Friday, October 23, 2015

Forgotten Archipelagoes: Chinese Communist Party Standards on Integrity and Self-Restraint - comment.

Updates: Flora Sapio has comments and links on the newly released CCP Regulations on Disciplinary Punishment.
And further updates HERE

Debate about China's Communist Party and the rule of law is sharp.  Prof. Randall Peerenboom emphasizes in a new paper the steady progress in creating an ordinary order.  Call it rule of law light.  Prof. Eva Pils sharply criticizes him, saying he does not recognize that the deeply un-democratic Communist Part still operates outside the law. Peerenboom rebuts and Pils sur-rebuts.
Meanwhile the Committee to Support Chinese Lawyers highlights instances of Chinese lawyers facing detention and arrests.
Flora Sapio details the current state of the law governing the Chinese CP. - gwc
Forgotten Archipelagoes: Chinese Communist Party Standards on Integrity and Self-Restraint - comment.
by Flora Sapio
The Chinese Communist Party Standards on Integrity and Self Restraint (the Standards - here, in Chinese) were adopted by the CCP Central Committee on October 12, together with the CCP Regulations on Disciplinary Punishments (here, in Chinese). This post offers a short and very simple commentary on the Standards.

Together with the Regulations on Disciplinary Punishment, the Standards are one of the most important pieces of Party legislation. The Regulations on Disciplinary Punishment define certain conducts as violations of Party discipline and specify the punishment associated with each one of them. The Standards, as they were enacted in 1997 (here - Chinese) and amended in February 2010 (here - in Chinese), aimed at "regulating the honest performance of official duties" (规范廉政从政行为).
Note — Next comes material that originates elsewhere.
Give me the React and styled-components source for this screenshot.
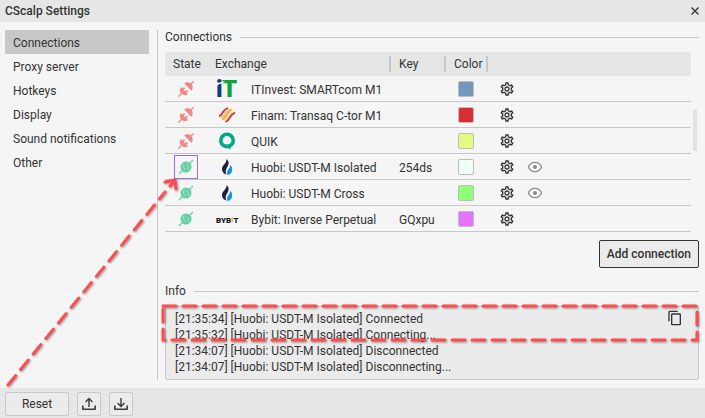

As I have explained elsewhere, the Standards did more than specify a set of principles of conducts Party cadres should have followed: they proscribed a broad range of behaviors. Most of the behaviors proscribed by the Standards however duplicated conducts defined as criminal offenses by the Criminal Law of the PRC. The overlaps between Party legislation and the Criminal Law were among the factors that allowed a considerable discretion in the punishment of erring cadres. Overlaps were not entirely inconsistent with the rules on inner-Party law making, as these rules were effective until recently. Between 1990 and 2012, intra-Party rule making was regulated by the CCP Regulations on the procedure to enact intra-Party rules (for trial implementation). This document did not pose any requirements about consistency between Party rules and regulations and the state law.